Financial Education for Participants: Is it time to Outsource?

Sponsors may want to turn to these online education programs to provide FinEd as part of financial wellness solutions. Many online educational tools provide the basics on financial literacy, covering money management, budgeting, saving, investing and education about debt.

Plan sponsors often provide high quality, timely financial education for plan participants and it may be costing you. Planning, preparing and reviewing financial education (or FinEd) is an important task for sponsors and human resource officers. Yet, with changes to regulations around retirement benefits brought by the Secure Act 2.0, planning these resources may be getting less attention. We know benefits professionals benefit from suggestions on these topics. That’s why we’ve written articles reviewing and suggesting topics and presentation options.[1] But there is an new option emerging in FinEd – outsourcing these topics to web-based educational companies.  

First, some plan sponsors may be thinking about cutting their FinEd programs entirely. If that is a proposal tempting your company, there is research to suggest FinEd does more than increase retirement savings. The American Psychological Association found that 72% of all adults report feeling stressed about money, and that stress can cause physical symptoms that cause employees to miss work or reduce employee productivity. While only half of all employers offered some kind of financial education program for employees, in 2019 60% employees said they would be more inclined to stay at a company that offered financial wellness solutions.‍

As online learning advanced during the pandemic, many education programs began including educational materials outside of traditional learning. Sponsors may want to turn to these online education programs to provide FinEd as part of financial wellness solutions. Many online educational tools provide the basics on financial literacy, covering money management, budgeting, saving, investing and education about debt. Human resource professionals may already be familiar with some of these sources, as they may use them for offering employee education and professional advancement. Including financial education or personal finance information for employees may be as simple as making these courses known to employees through Intranet or regular emails to employees on financial wellness offerings on these platforms. Here are a few plan sponsors may want to consider.

Additionally, some of these classes include a certificate of completion. For human resource offices that already have employee perks for wellness activities, including these financial classes may be an interesting option. For example, if your company already has a perk program for using a pedometer or for attending mindfulness programs, you may want to include these classes as attendance can easily be monitored through the certificates. Here are details on a few of those outside education programs.

Khan Academy, known for its online learning programs for kindergarten through high school, now includes financial literacy programs. These programs have been highly rated by financial literacy groups. These programs are free. They are also self-paced, meaning employees can learn in a flexible time frame. Additionally, many employees may already be familiar with Khan through their children’s schools.[2]
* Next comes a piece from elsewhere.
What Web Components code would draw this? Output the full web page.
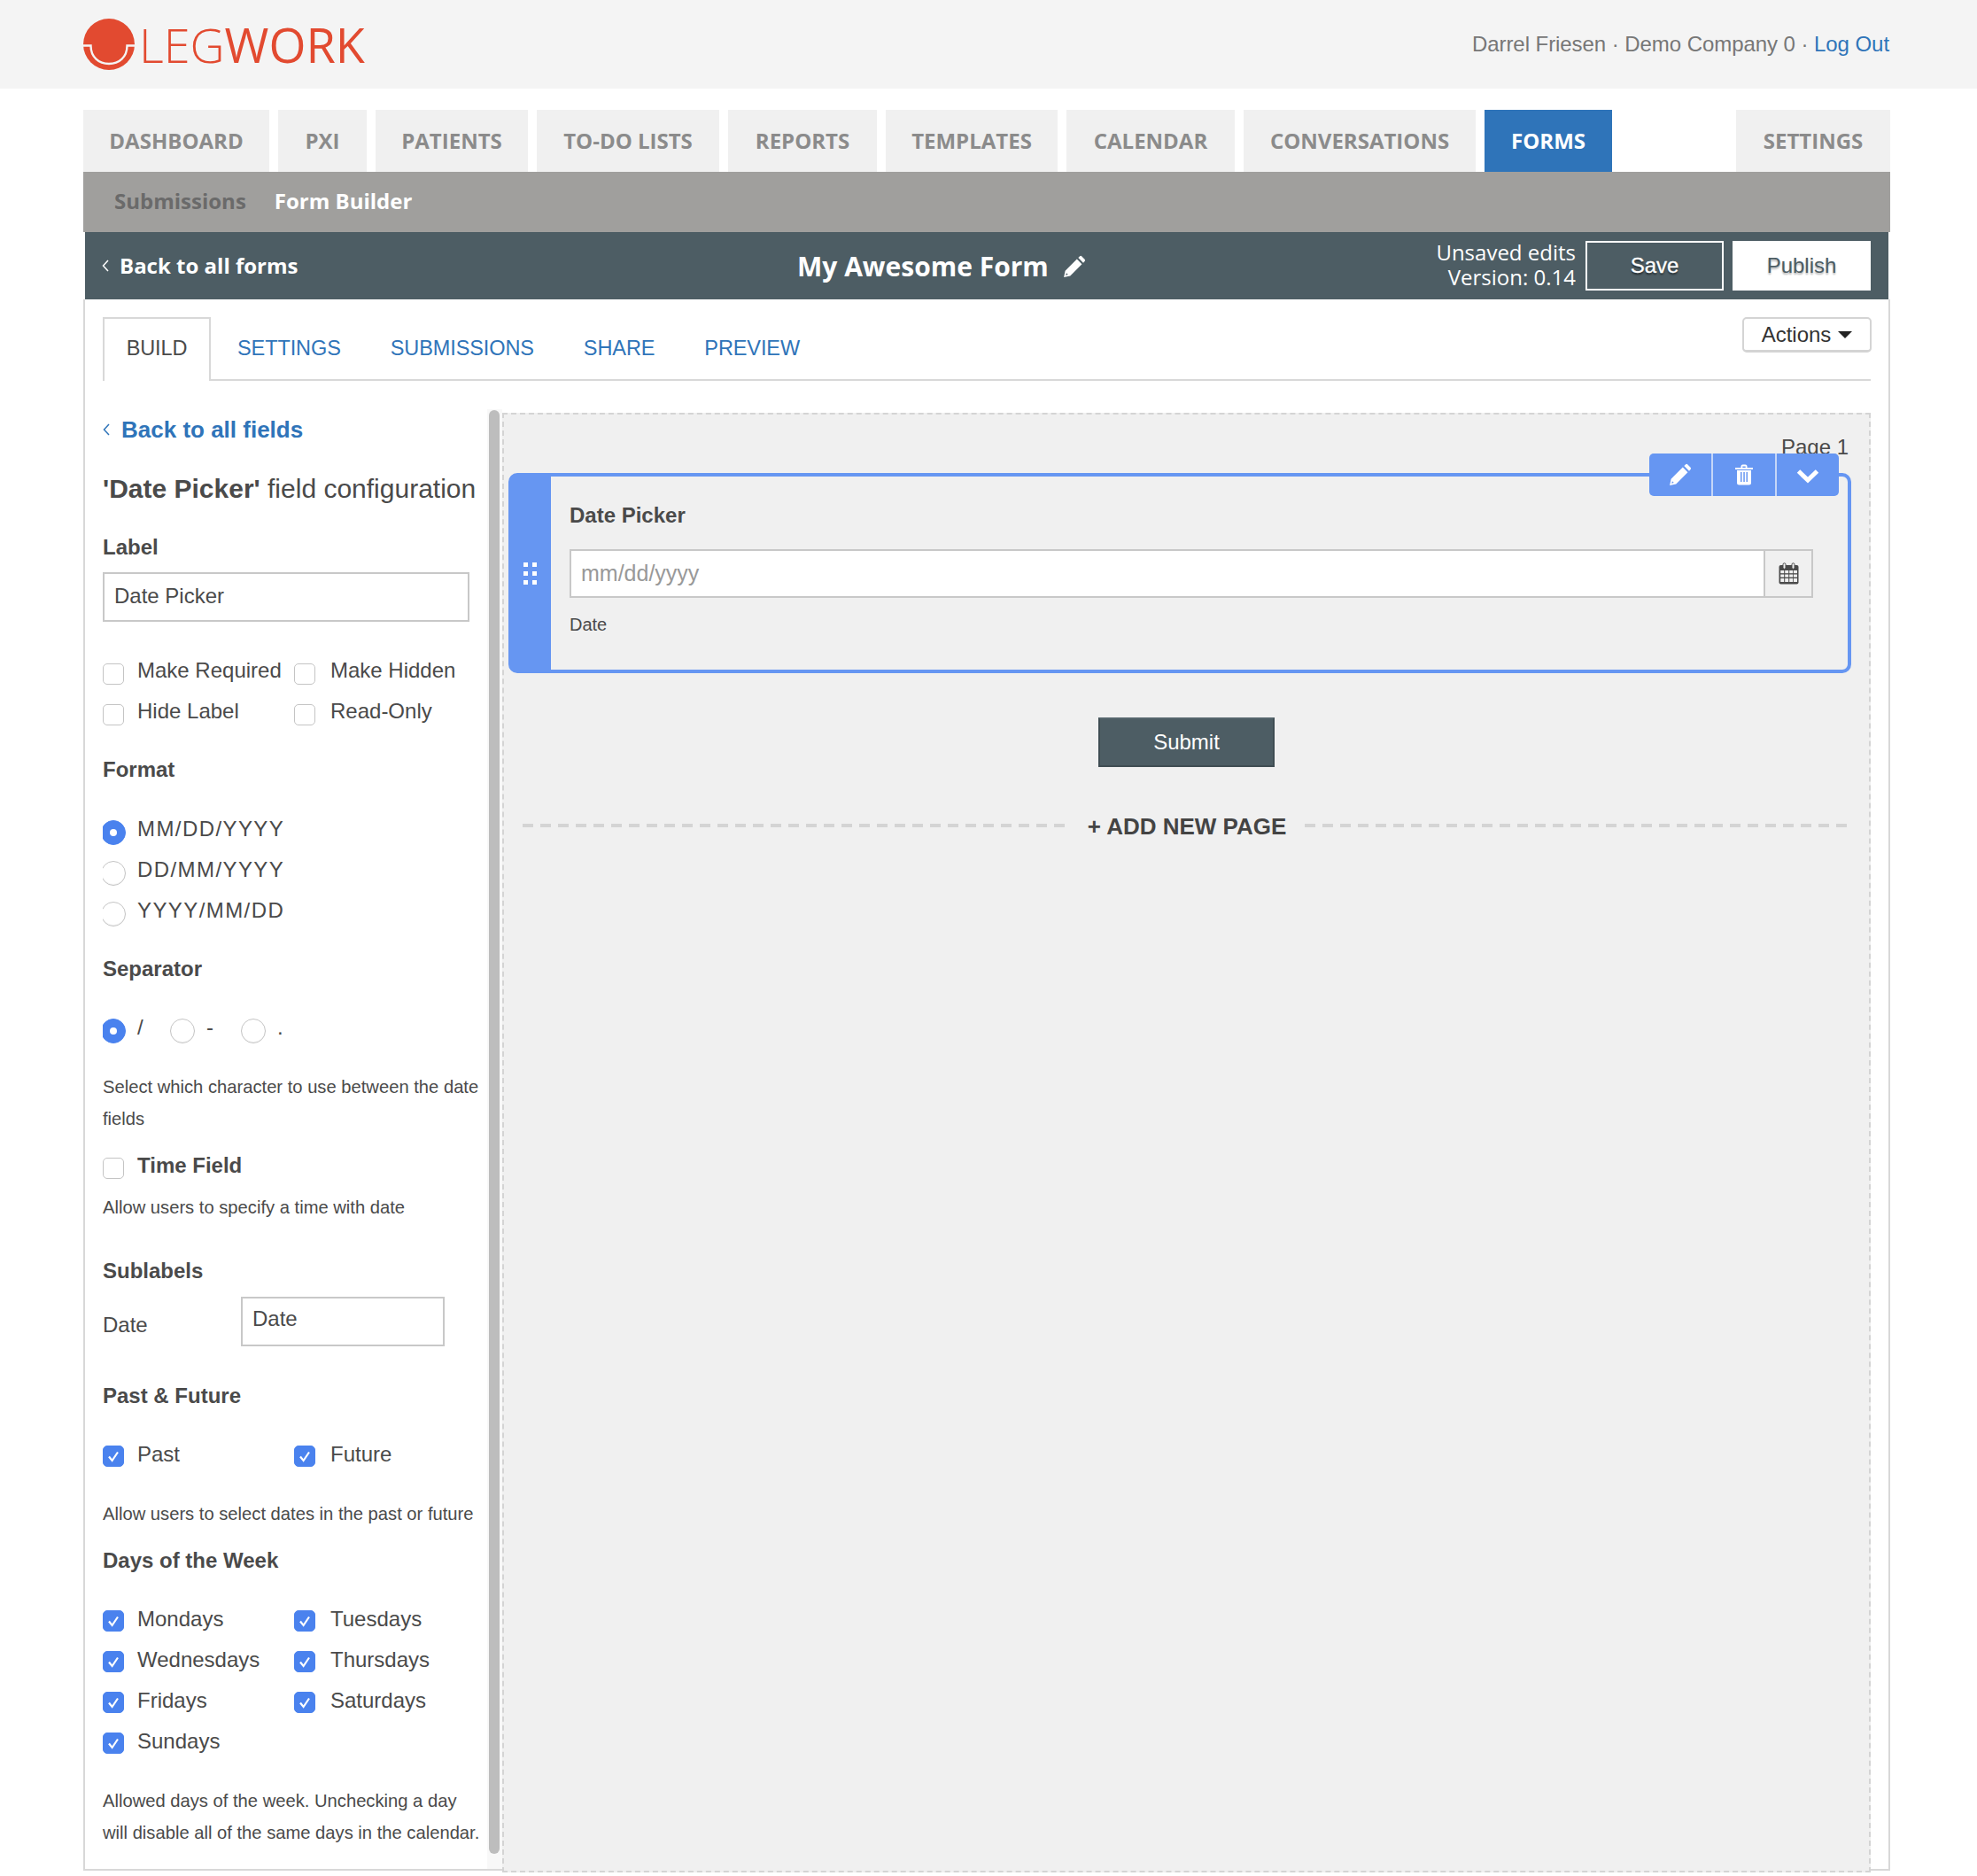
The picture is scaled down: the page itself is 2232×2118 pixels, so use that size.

EdX, used by colleges and universities like Harvard University for their educational extension programs, also provides financial literacy classes. They cover a “wide range of courses covering beginner concepts, like interest rates and bookkeeping, as well as more complex ideas.” For example, EdX FinEd programs include courses from Indiana University on the five c’s of credit. Most of these programs are free.[3] Some programs have a certificate option, which requires a fee. Other platforms like ALISON,[4] short for Advanced Learning Interactive Systems Online, follows a similar set up. ALISON’s programs are less well known, but plan sponsors may find personal finance basics covered in these classes, including how to manage multiple debt sources.

Coursera also offers personal finance courses.[5] Some of these courses may be more specific and hands on than the Khan Academy or EdX programs. Coursera classes include the basics of personal finance and more specific retirement planning education topics like understanding risk. They also include classes on creating a budget with Excel and creating a budget with Google Sheets.

Udemy also offers personal finance classes.[6] They cover basics of personal finance, as well as more specific topics, like saving for college. While Coursera classes tend to stick to a one hour block, Udemy classes are longer, some are three hours long. Not all of Udemy’s classes are free, but many are low cost. Sponsors may want to consider suggesting specific classes to plan participants as Udemy’s catalog of classes is extensive.

Skillshare also has financial education classes, many of which cover personal finance in depth. Some of these classes are shorter, and may help employees make the most of their limited time and resources. Some Skillshare classes are free, others have a cost associated with them. However, many companies already have corporate accounts with Skillshare and may only need to suggest specific courses to plan participants.







These articles are prepared for general purposes and are not intended to provide advice or encourage specific behavior. Before taking any action, Advisors and Plan Sponsors should consult with their compliance, finance and legal teams.